The issue with that type of thinking is that it often gets mired by hindsight and the assumption that the theoretical pick would have been a good one. Sure, the Spurs could have gotten Matisse Thybulle, Jordan Poole or Nic Claxton. They also could have ended up with any of the other prospects that hasn’t panned out yet and probably never will. It was the 19th pick, not a top five one. There are no sure things that low. One of the players Spurs fans lamented passing on, Brandon Clarke, lost his rotation spot in the playoffs last season.

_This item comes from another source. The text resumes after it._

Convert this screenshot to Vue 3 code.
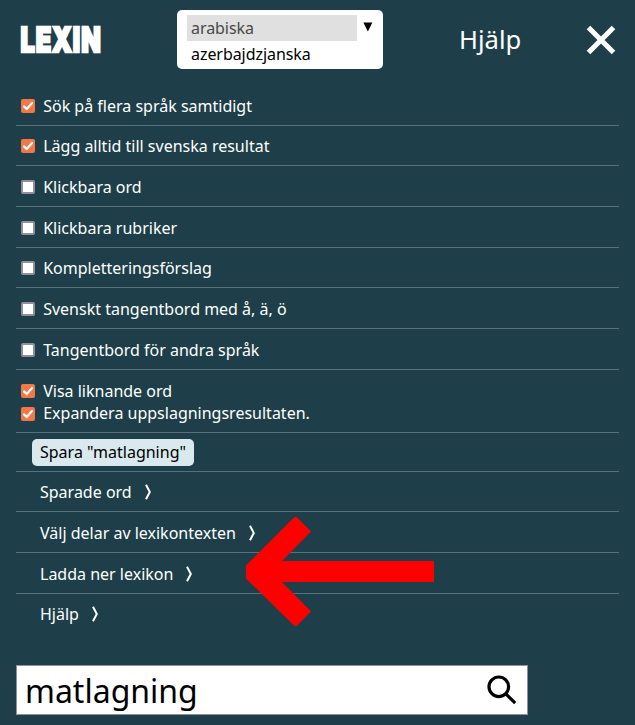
<script setup>
import { ref } from 'vue'

const options = ref([
  [{ label: 'Sök på flera språk samtidigt', on: true }],
  [{ label: 'Lägg alltid till svenska resultat', on: true }],
  [{ label: 'Klickbara ord', on: false }],
  [{ label: 'Klickbara rubriker', on: false }],
  [{ label: 'Kompletteringsförslag', on: false }],
  [{ label: 'Svenskt tangentbord med å, ä, ö', on: false }],
  [{ label: 'Tangentbord för andra språk', on: false }],
  [
    { label: 'Visa liknande ord', on: true },
    { label: 'Expandera uppslagningsresultaten.', on: true },
  ],
])
const links = ['Sparade ord', 'Välj delar av lexikontexten', 'Ladda ner lexikon', 'Hjälp']
const query = ref('matlagning')
</script>

<template>
  <div class="page">
    <header class="top">
      <svg class="logo" width="84" height="32" viewBox="0 0 84 32" aria-label="LEXIN">
        <text class="logo-text" x="2.5" y="27.7" textLength="81" lengthAdjust="spacingAndGlyphs">LEXIN</text>
      </svg>
      <div class="languages">
        <ul>
          <li class="chosen">arabiska</li>
          <li>azerbajdzjanska</li>
        </ul>
        <svg class="caret" width="10" height="10" viewBox="0 0 10 10"><path d="M0.4 0.5H9.4L4.9 9.6Z" /></svg>
      </div>
      <a class="help">Hjälp</a>
      <svg class="close" width="28" height="28" viewBox="0 0 28 28"><path d="M1.5 1.5L26.5 26.5M26.5 1.5L1.5 26.5" /></svg>
    </header>

    <main class="settings">
      <section v-for="(group, i) in options" :key="i" class="row">
        <label v-for="item in group" :key="item.label" class="option">
          <span class="box" :class="{ on: item.on }" @click="item.on = !item.on">
            <svg v-if="item.on" width="14" height="14" viewBox="0 0 14 14"><path d="M3 7.4L5.7 10L11.1 4" /></svg>
          </span>
          <span>{{ item.label }}</span>
        </label>
      </section>
      <section class="row save-row"><button class="save">Spara "{{ query }}"</button></section>
      <section v-for="link in links" :key="link" class="row link">
        <span>{{ link }}</span>
        <svg width="7" height="16" viewBox="0 0 7 16"><path d="M1 0.8L4.8 8L1 15.2" /></svg>
      </section>
    </main>

    <div class="search">
      <span>{{ query }}</span>
      <svg width="30" height="30" viewBox="0 0 30 30"><circle cx="11.8" cy="11.8" r="9.8" /><path d="M18.6 18.6L28.2 28.2" /></svg>
    </div>

    <svg class="pointer" width="188" height="110" viewBox="0 0 188 110">
      <path d="M0 48.5L48.5 0H50.5L65 14.5L36 44H188V65H36L65 94.5L50.5 109H48.5L0 61.5Z" />
    </svg>
  </div>
</template>

<style>
body { background: #1e3f49; }
</style>

<style scoped>
.page {
  position: relative;
  box-sizing: border-box;
  width: 635px;
  height: 725px;
  padding: 10px 16px 0;
  overflow: hidden;
  background: #1e3f49;
  color: #fff;
  font: 16px/22px "Noto Sans", sans-serif;
}
.top { display: flex; align-items: flex-start; height: 75px; }
.logo { margin: 14px 0 0 2px; overflow: visible; }
.logo-text { fill: #fff; stroke: #fff; stroke-width: 2.4; letter-spacing: 1.2px; font: 900 34px Inter, sans-serif; }
.languages {
  box-sizing: border-box;
  display: flex;
  width: 206px;
  height: 59px;
  margin-left: 75px;
  padding: 5px 10px 0;
  border-radius: 5px;
  background: #fff;
  color: #000;
}
ul { width: 170px; margin: 0; padding: 0; list-style: none; }
li { height: 26px; padding-left: 4px; line-height: 26px; letter-spacing: -0.06px; }
.chosen { background: #e0e0e0; color: #484848; }
.caret { margin: 7px 0 0 6px; }
.help { margin: 12px 0 0 76px; font-size: 25.6px; line-height: 35px; }
.close { margin: 16px 4px 0 auto; fill: none; stroke: #fff; stroke-width: 5; overflow: visible; }
.settings {
  display: grid;
  grid-template-rows: 41px 40px 41px 41px 40px 41px 41px 63px 39px 40px 41px 41px 40px;
}
.row {
  display: flex;
  flex-direction: column;
  justify-content: flex-end;
  padding-bottom: 8px;
  border-bottom: 1px solid #587079;
}
.row:last-child { border-color: transparent; }
.option { display: flex; align-items: center; gap: 8.2px; padding-left: 5px; }
.box {
  box-sizing: border-box;
  display: flex;
  width: 14px;
  height: 14px;
  border: 2px solid #8f8f9d;
  border-radius: 2px;
  background: #fff;
}
.option + .option .box { margin-top: 2px; }
.box.on { border: 0; background: #f17848; }
.box path { fill: none; stroke: #fff; stroke-width: 2.2; stroke-linecap: round; stroke-linejoin: round; }
.save-row { align-items: flex-start; padding: 0 0 5px 16px; }
.save {
  height: 27px;
  padding: 0 8px 2px;
  border: 0;
  border-radius: 5px;
  background: #d9e9ed;
  color: #000;
  font: inherit;
}
.link { flex-direction: row; align-items: flex-end; justify-content: flex-start; gap: 13px; padding-left: 24px; }
.link svg { margin-bottom: 3px; fill: none; stroke: #fff; stroke-width: 2; }
.search {
  box-sizing: border-box;
  display: flex;
  align-items: center;
  justify-content: space-between;
  width: 512px;
  height: 50px;
  margin-top: 31px;
  padding: 0 10px 0 8px;
  border: 1px solid #8f8f9d;
  background: #fff;
  color: #000;
  font-size: 32px;
  line-height: 48px;
}
.search span { padding-top: 2px; }
.search svg { fill: none; stroke: #000; stroke-width: 3.2; }
.pointer { position: absolute; left: 246px; top: 517px; fill: #f00; }
</style>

It’s true that some considered Samanic a bad pick the second he was drafted with the information available at the time. Experts questioned it immediately. But Samanic was one of the youngest players in the draft and had flashed potential to be exactly the type of big man with perimeter skills that is highly coveted in the modern NBA. He might have been a gamble, but for a team looking for high upside, it wasn’t an awful one. And the Spurs picked up Keldon Johnson at 29th in the same draft, so it’s not like the front office was clueless when it came to recognizing talent. If the picks had been swapped, few would be questioning it, but the Spurs went with the intel they had, which said Johnson would still be available at 29th, and Samanic would not.

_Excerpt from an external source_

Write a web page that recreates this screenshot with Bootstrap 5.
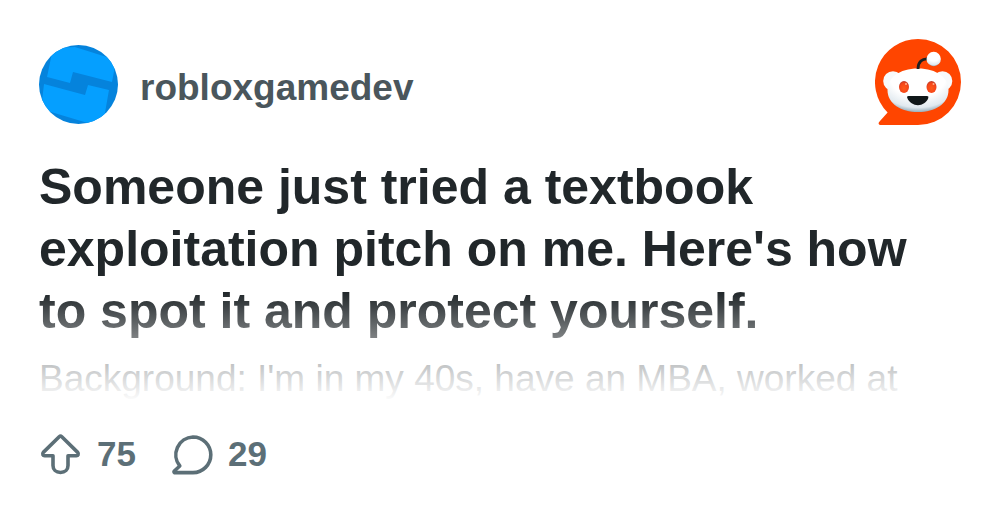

He was just a risky pick that didn’t work out for the team that made it. There were a few of those in that draft alone, like Sekou Doumbouya and Kevin Porter Jr. The Spurs have such a good track record of finding great value in the bottom half of the first round that the blunder may seem much more significant than it actually is, but in reality, there were no franchise-changing talents they passed on. If any of Jock Landale, Keita-Bates Diop, or Zach Collins — all 25 years old or younger — pan out, the Spurs will have someone who can do most of what they hoped Samanic would realistically be able to do if he turned out to be a good pick, and likely at a cheaper cost in the long term.

Drafting Samanic only to waive him two years later was a mistake, but not a particularly costly one. Hopefully the front office will make up for the bad decisions of the past with better ones in the future, which is all that matters for the Spurs.